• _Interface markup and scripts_
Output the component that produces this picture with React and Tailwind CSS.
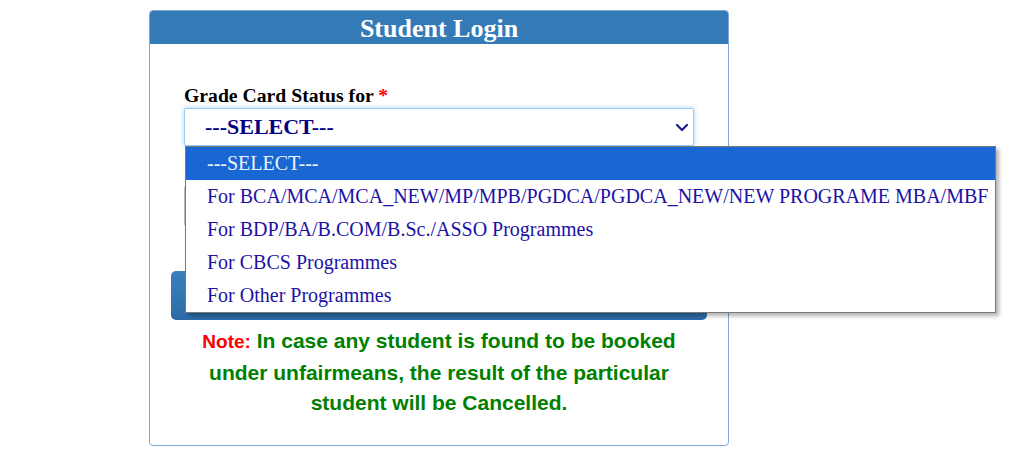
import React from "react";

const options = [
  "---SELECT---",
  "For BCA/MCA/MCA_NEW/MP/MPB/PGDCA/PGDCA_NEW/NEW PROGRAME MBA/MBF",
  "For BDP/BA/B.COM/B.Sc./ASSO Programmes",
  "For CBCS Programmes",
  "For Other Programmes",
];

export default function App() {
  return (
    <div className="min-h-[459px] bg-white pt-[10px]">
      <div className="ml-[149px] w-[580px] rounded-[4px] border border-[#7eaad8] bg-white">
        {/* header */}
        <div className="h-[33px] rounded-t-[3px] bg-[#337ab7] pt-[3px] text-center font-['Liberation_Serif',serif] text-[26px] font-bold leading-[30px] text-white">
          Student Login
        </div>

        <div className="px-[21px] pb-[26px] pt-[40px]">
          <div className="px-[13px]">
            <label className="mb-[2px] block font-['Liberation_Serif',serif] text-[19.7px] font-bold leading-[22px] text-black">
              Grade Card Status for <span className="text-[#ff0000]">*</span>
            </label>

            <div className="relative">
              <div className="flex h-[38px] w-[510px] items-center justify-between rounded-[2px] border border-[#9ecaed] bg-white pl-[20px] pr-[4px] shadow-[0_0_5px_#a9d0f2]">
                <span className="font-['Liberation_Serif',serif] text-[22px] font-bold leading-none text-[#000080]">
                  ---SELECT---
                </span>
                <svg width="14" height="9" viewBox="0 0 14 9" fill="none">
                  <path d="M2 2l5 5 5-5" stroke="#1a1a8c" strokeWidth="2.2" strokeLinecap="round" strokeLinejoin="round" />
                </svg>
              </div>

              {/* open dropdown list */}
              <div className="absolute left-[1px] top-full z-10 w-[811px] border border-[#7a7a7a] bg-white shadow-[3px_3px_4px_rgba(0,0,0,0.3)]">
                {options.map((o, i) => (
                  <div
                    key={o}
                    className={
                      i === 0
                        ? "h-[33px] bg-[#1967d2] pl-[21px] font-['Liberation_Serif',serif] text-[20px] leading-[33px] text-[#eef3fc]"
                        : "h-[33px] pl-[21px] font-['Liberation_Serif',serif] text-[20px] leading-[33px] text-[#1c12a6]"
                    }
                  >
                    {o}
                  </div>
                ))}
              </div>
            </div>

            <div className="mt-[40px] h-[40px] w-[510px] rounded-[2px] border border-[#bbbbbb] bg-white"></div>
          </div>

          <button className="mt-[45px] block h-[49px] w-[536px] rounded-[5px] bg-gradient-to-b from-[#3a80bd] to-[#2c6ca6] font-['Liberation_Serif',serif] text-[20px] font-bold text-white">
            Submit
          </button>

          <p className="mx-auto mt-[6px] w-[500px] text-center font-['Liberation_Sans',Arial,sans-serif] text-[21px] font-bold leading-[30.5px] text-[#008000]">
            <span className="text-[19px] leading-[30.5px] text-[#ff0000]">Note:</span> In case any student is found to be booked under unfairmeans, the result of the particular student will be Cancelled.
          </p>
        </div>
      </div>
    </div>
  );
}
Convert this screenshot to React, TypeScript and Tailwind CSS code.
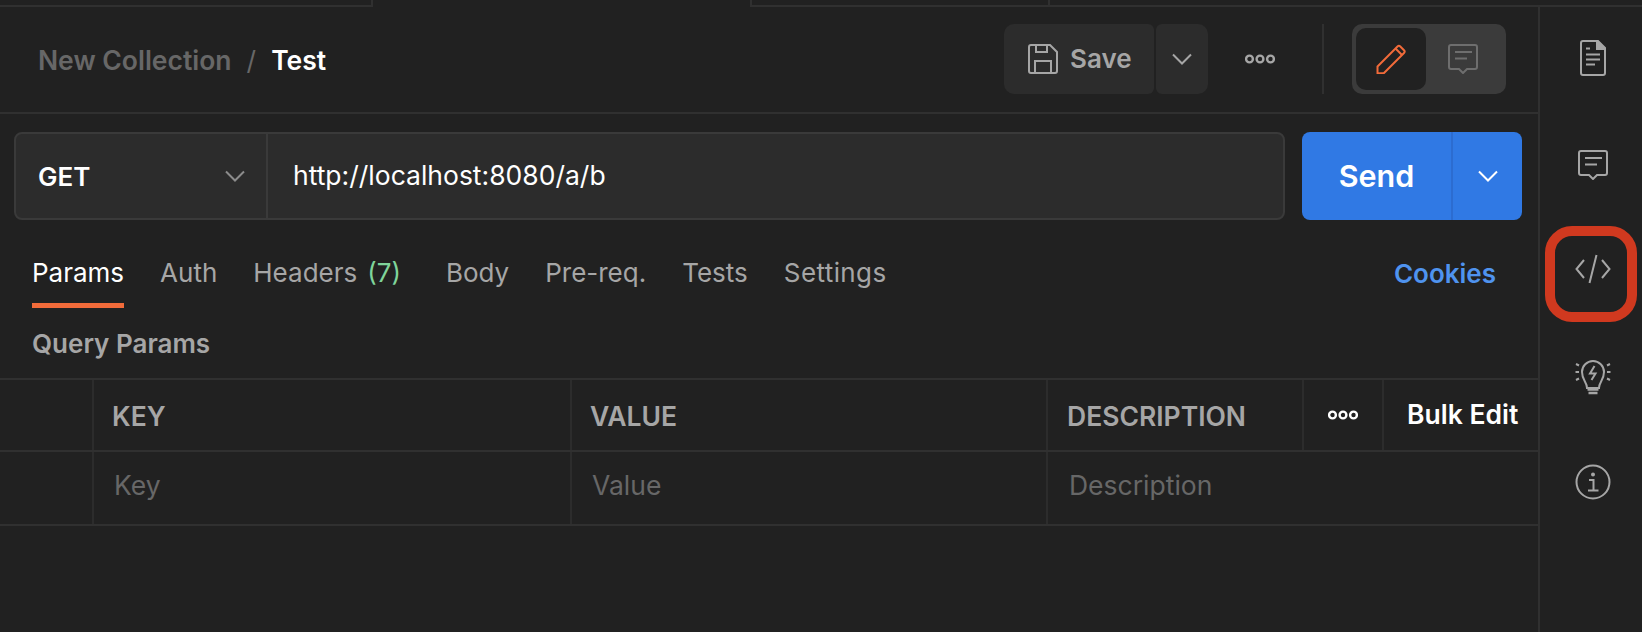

• _What this task involves_
Reproduce the material in full, word for word, and omit the pictures.

• _Exercise solution_
Output the component that produces this picture with React and Tailwind CSS.
import React from "react";

const options = [
  "---SELECT---",
  "For BCA/MCA/MCA_NEW/MP/MPB/PGDCA/PGDCA_NEW/NEW PROGRAME MBA/MBF",
  "For BDP/BA/B.COM/B.Sc./ASSO Programmes",
  "For CBCS Programmes",
  "For Other Programmes",
];

export default function App() {
  return (
    <div className="min-h-[459px] bg-white pt-[10px]">
      <div className="ml-[149px] w-[580px] rounded-[4px] border border-[#7eaad8] bg-white">
        {/* header */}
        <div className="h-[33px] rounded-t-[3px] bg-[#337ab7] pt-[3px] text-center font-['Liberation_Serif',serif] text-[26px] font-bold leading-[30px] text-white">
          Student Login
        </div>

        <div className="px-[21px] pb-[26px] pt-[40px]">
          <div className="px-[13px]">
            <label className="mb-[2px] block font-['Liberation_Serif',serif] text-[19.7px] font-bold leading-[22px] text-black">
              Grade Card Status for <span className="text-[#ff0000]">*</span>
            </label>

            <div className="relative">
              <div className="flex h-[38px] w-[510px] items-center justify-between rounded-[2px] border border-[#9ecaed] bg-white pl-[20px] pr-[4px] shadow-[0_0_5px_#a9d0f2]">
                <span className="font-['Liberation_Serif',serif] text-[22px] font-bold leading-none text-[#000080]">
                  ---SELECT---
                </span>
                <svg width="14" height="9" viewBox="0 0 14 9" fill="none">
                  <path d="M2 2l5 5 5-5" stroke="#1a1a8c" strokeWidth="2.2" strokeLinecap="round" strokeLinejoin="round" />
                </svg>
              </div>

              {/* open dropdown list */}
              <div className="absolute left-[1px] top-full z-10 w-[811px] border border-[#7a7a7a] bg-white shadow-[3px_3px_4px_rgba(0,0,0,0.3)]">
                {options.map((o, i) => (
                  <div
                    key={o}
                    className={
                      i === 0
                        ? "h-[33px] bg-[#1967d2] pl-[21px] font-['Liberation_Serif',serif] text-[20px] leading-[33px] text-[#eef3fc]"
                        : "h-[33px] pl-[21px] font-['Liberation_Serif',serif] text-[20px] leading-[33px] text-[#1c12a6]"
                    }
                  >
                    {o}
                  </div>
                ))}
              </div>
            </div>

            <div className="mt-[40px] h-[40px] w-[510px] rounded-[2px] border border-[#bbbbbb] bg-white"></div>
          </div>

          <button className="mt-[45px] block h-[49px] w-[536px] rounded-[5px] bg-gradient-to-b from-[#3a80bd] to-[#2c6ca6] font-['Liberation_Serif',serif] text-[20px] font-bold text-white">
            Submit
          </button>

          <p className="mx-auto mt-[6px] w-[500px] text-center font-['Liberation_Sans',Arial,sans-serif] text-[21px] font-bold leading-[30.5px] text-[#008000]">
            <span className="text-[19px] leading-[30.5px] text-[#ff0000]">Note:</span> In case any student is found to be booked under unfairmeans, the result of the particular student will be Cancelled.
          </p>
        </div>
      </div>
    </div>
  );
}
Convert this screenshot to React, TypeScript and Tailwind CSS code.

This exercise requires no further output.